* _DIRECTIONS FOR THIS TASK_:
Without the pictures, repeat the listing character for character.
======
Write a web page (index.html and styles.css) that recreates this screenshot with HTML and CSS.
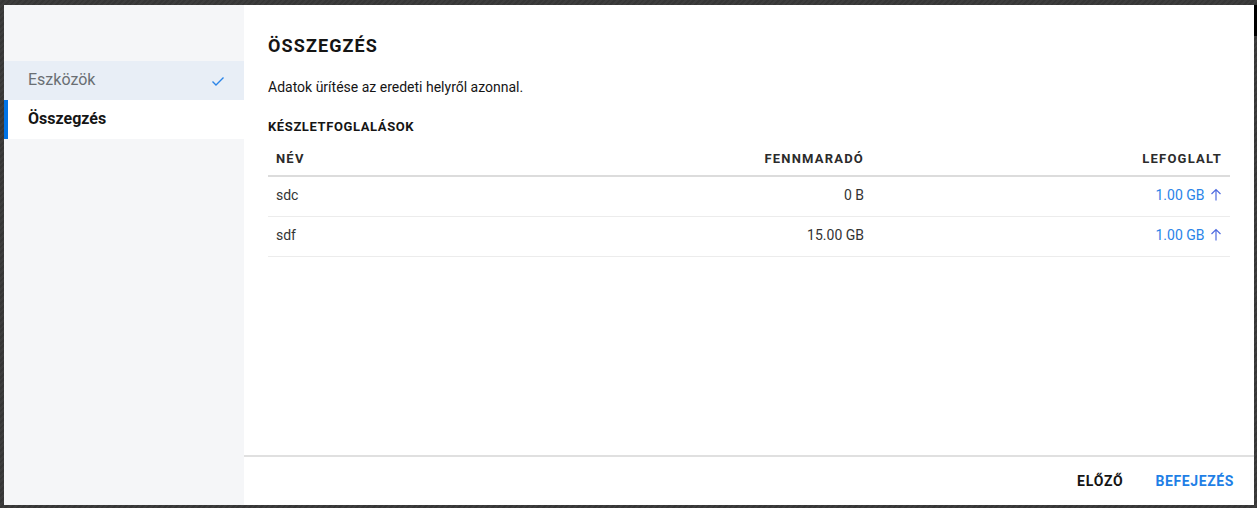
FILE: index.html
```html
<!DOCTYPE html>
<html lang="hu">
<head>
<meta charset="utf-8">
<title>Összegzés</title>
<link rel="stylesheet" href="styles.css">
</head>
<body>
<div class="backdrop">
  <div class="modal">
    <aside class="sidebar">
      <div class="step done">
        <span>Eszközök</span>
        <svg class="check" width="14" height="14" viewBox="0 0 14 14"><path d="M1.5 7.5 L5 11 L12.5 3.5" fill="none" stroke="#2a84e8" stroke-width="1.4"/></svg>
      </div>
      <div class="step active"><span>Összegzés</span></div>
    </aside>
    <main class="main">
      <div class="content">
        <h1 class="title">ÖSSZEGZÉS</h1>
        <p class="desc">Adatok ürítése az eredeti helyről azonnal.</p>
        <h2 class="subtitle">KÉSZLETFOGLALÁSOK</h2>
        <table class="table">
          <thead>
            <tr><th class="c-name">NÉV</th><th class="c-num c-rem">FENNMARADÓ</th><th class="c-num">LEFOGLALT</th></tr>
          </thead>
          <tbody>
            <tr><td>sdc</td><td class="c-num">0 B</td><td class="c-num link">1.00 GB <svg class="arrow" width="12" height="13" viewBox="0 0 12 13"><path d="M6 12.5 V1.5 M1.5 6 L6 1.5 L10.5 6" fill="none" stroke="#4f6be0" stroke-width="1.2"/></svg></td></tr>
            <tr><td>sdf</td><td class="c-num">15.00 GB</td><td class="c-num link">1.00 GB <svg class="arrow" width="12" height="13" viewBox="0 0 12 13"><path d="M6 12.5 V1.5 M1.5 6 L6 1.5 L10.5 6" fill="none" stroke="#4f6be0" stroke-width="1.2"/></svg></td></tr>
          </tbody>
        </table>
      </div>
      <footer class="footer">
        <button class="btn">ELŐZŐ</button>
        <button class="btn primary">BEFEJEZÉS</button>
      </footer>
    </main>
  </div>
  <div class="scrollbar"></div>
</div>
</body>
</html>
```
FILE: styles.css
```css
html, body {
  margin: 0;
  padding: 0;
  height: 100%;
}
body {
  font-family: Roboto, "Liberation Sans", sans-serif;
  color: #151515;
  background: #3b3b3b;
}
.backdrop {
  height: 508px;
  padding: 5px 3px 3px 4px;
  box-sizing: border-box;
  position: relative;
  background: repeating-linear-gradient(135deg, #3d3d3d 0 2px, #363636 2px 4px);
}
.scrollbar {
  position: absolute;
  top: 5px;
  right: 0;
  width: 3px;
  height: 31px;
  background: #000;
}
.modal {
  display: flex;
  height: 500px;
  background: #fff;
}
.sidebar {
  width: 240px;
  flex: none;
  background: #f5f6f8;
  padding-top: 56px;
  box-sizing: border-box;
}
.step {
  height: 39px;
  display: flex;
  align-items: center;
  justify-content: space-between;
  padding: 0 19px 2px 24px;
  box-sizing: border-box;
  font-size: 16px;
}
.step.done {
  background: #e8eef6;
  color: #6a6e73;
}
.step.done .check {
  margin-top: 2px;
}
.step.active {
  background: #fff;
  font-weight: 700;
  color: #151515;
  border-left: 4px solid #0073e6;
  padding-left: 20px;
}
.main {
  flex: 1;
  display: flex;
  flex-direction: column;
  min-width: 0;
}
.content {
  flex: 1;
  padding: 30px 24px 0 24px;
}
.title {
  margin: 0;
  font-size: 18px;
  font-weight: 700;
  letter-spacing: 1.1px;
  line-height: 21px;
  color: #151515;
}
.desc {
  margin: 21px 0 0 0;
  font-size: 14px;
  line-height: 20px;
}
.subtitle {
  margin: 20px 0 0 0;
  font-size: 13px;
  font-weight: 700;
  line-height: 20px;
  letter-spacing: 0.6px;
}
.table {
  width: 962px;
  border-collapse: collapse;
  table-layout: fixed;
  margin-top: 4px;
  font-size: 14px;
}
.table th {
  font-size: 13px;
  font-weight: 700;
  color: #2b2b2b;
  letter-spacing: 1.2px;
  height: 34px;
  padding: 0 8px;
  border-bottom: 2px solid #dcdcdc;
  vertical-align: middle;
}
.table td {
  height: 36px;
  padding: 0 8px 3px 8px;
  border-bottom: 1px solid #ececec;
  color: #333;
}
.c-name {
  text-align: left;
  width: 284px;
}
.c-rem {
  width: 288px;
}
.c-num {
  text-align: right;
}
.link {
  color: #2a84e8 !important;
}
.arrow {
  vertical-align: -1px;
  margin-left: 2px;
}
.footer {
  height: 48px;
  border-top: 2px solid #e0e0e0;
  display: flex;
  justify-content: flex-end;
  align-items: center;
  gap: 12px;
  padding-right: 10px;
}
.btn {
  background: none;
  border: none;
  font-family: Roboto, "Liberation Sans", sans-serif;
  font-size: 14px;
  font-weight: 700;
  letter-spacing: 0.8px;
  color: #151515;
  padding: 6px 10px;
  margin-top: 0;
}
.btn.primary {
  color: #1f7fe6;
  letter-spacing: 0.6px;
}
```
======
* _THE COMPLETED TASK_:
Write a web page (index.html and styles.css) that recreates this screenshot with HTML and CSS.
FILE: index.html
```html
<!DOCTYPE html>
<html lang="hu">
<head>
<meta charset="utf-8">
<title>Összegzés</title>
<link rel="stylesheet" href="styles.css">
</head>
<body>
<div class="backdrop">
  <div class="modal">
    <aside class="sidebar">
      <div class="step done">
        <span>Eszközök</span>
        <svg class="check" width="14" height="14" viewBox="0 0 14 14"><path d="M1.5 7.5 L5 11 L12.5 3.5" fill="none" stroke="#2a84e8" stroke-width="1.4"/></svg>
      </div>
      <div class="step active"><span>Összegzés</span></div>
    </aside>
    <main class="main">
      <div class="content">
        <h1 class="title">ÖSSZEGZÉS</h1>
        <p class="desc">Adatok ürítése az eredeti helyről azonnal.</p>
        <h2 class="subtitle">KÉSZLETFOGLALÁSOK</h2>
        <table class="table">
          <thead>
            <tr><th class="c-name">NÉV</th><th class="c-num c-rem">FENNMARADÓ</th><th class="c-num">LEFOGLALT</th></tr>
          </thead>
          <tbody>
            <tr><td>sdc</td><td class="c-num">0 B</td><td class="c-num link">1.00 GB <svg class="arrow" width="12" height="13" viewBox="0 0 12 13"><path d="M6 12.5 V1.5 M1.5 6 L6 1.5 L10.5 6" fill="none" stroke="#4f6be0" stroke-width="1.2"/></svg></td></tr>
            <tr><td>sdf</td><td class="c-num">15.00 GB</td><td class="c-num link">1.00 GB <svg class="arrow" width="12" height="13" viewBox="0 0 12 13"><path d="M6 12.5 V1.5 M1.5 6 L6 1.5 L10.5 6" fill="none" stroke="#4f6be0" stroke-width="1.2"/></svg></td></tr>
          </tbody>
        </table>
      </div>
      <footer class="footer">
        <button class="btn">ELŐZŐ</button>
        <button class="btn primary">BEFEJEZÉS</button>
      </footer>
    </main>
  </div>
  <div class="scrollbar"></div>
</div>
</body>
</html>
```
FILE: styles.css
```css
html, body {
  margin: 0;
  padding: 0;
  height: 100%;
}
body {
  font-family: Roboto, "Liberation Sans", sans-serif;
  color: #151515;
  background: #3b3b3b;
}
.backdrop {
  height: 508px;
  padding: 5px 3px 3px 4px;
  box-sizing: border-box;
  position: relative;
  background: repeating-linear-gradient(135deg, #3d3d3d 0 2px, #363636 2px 4px);
}
.scrollbar {
  position: absolute;
  top: 5px;
  right: 0;
  width: 3px;
  height: 31px;
  background: #000;
}
.modal {
  display: flex;
  height: 500px;
  background: #fff;
}
.sidebar {
  width: 240px;
  flex: none;
  background: #f5f6f8;
  padding-top: 56px;
  box-sizing: border-box;
}
.step {
  height: 39px;
  display: flex;
  align-items: center;
  justify-content: space-between;
  padding: 0 19px 2px 24px;
  box-sizing: border-box;
  font-size: 16px;
}
.step.done {
  background: #e8eef6;
  color: #6a6e73;
}
.step.done .check {
  margin-top: 2px;
}
.step.active {
  background: #fff;
  font-weight: 700;
  color: #151515;
  border-left: 4px solid #0073e6;
  padding-left: 20px;
}
.main {
  flex: 1;
  display: flex;
  flex-direction: column;
  min-width: 0;
}
.content {
  flex: 1;
  padding: 30px 24px 0 24px;
}
.title {
  margin: 0;
  font-size: 18px;
  font-weight: 700;
  letter-spacing: 1.1px;
  line-height: 21px;
  color: #151515;
}
.desc {
  margin: 21px 0 0 0;
  font-size: 14px;
  line-height: 20px;
}
.subtitle {
  margin: 20px 0 0 0;
  font-size: 13px;
  font-weight: 700;
  line-height: 20px;
  letter-spacing: 0.6px;
}
.table {
  width: 962px;
  border-collapse: collapse;
  table-layout: fixed;
  margin-top: 4px;
  font-size: 14px;
}
.table th {
  font-size: 13px;
  font-weight: 700;
  color: #2b2b2b;
  letter-spacing: 1.2px;
  height: 34px;
  padding: 0 8px;
  border-bottom: 2px solid #dcdcdc;
  vertical-align: middle;
}
.table td {
  height: 36px;
  padding: 0 8px 3px 8px;
  border-bottom: 1px solid #ececec;
  color: #333;
}
.c-name {
  text-align: left;
  width: 284px;
}
.c-rem {
  width: 288px;
}
.c-num {
  text-align: right;
}
.link {
  color: #2a84e8 !important;
}
.arrow {
  vertical-align: -1px;
  margin-left: 2px;
}
.footer {
  height: 48px;
  border-top: 2px solid #e0e0e0;
  display: flex;
  justify-content: flex-end;
  align-items: center;
  gap: 12px;
  padding-right: 10px;
}
.btn {
  background: none;
  border: none;
  font-family: Roboto, "Liberation Sans", sans-serif;
  font-size: 14px;
  font-weight: 700;
  letter-spacing: 0.8px;
  color: #151515;
  padding: 6px 10px;
  margin-top: 0;
}
.btn.primary {
  color: #1f7fe6;
  letter-spacing: 0.6px;
}
```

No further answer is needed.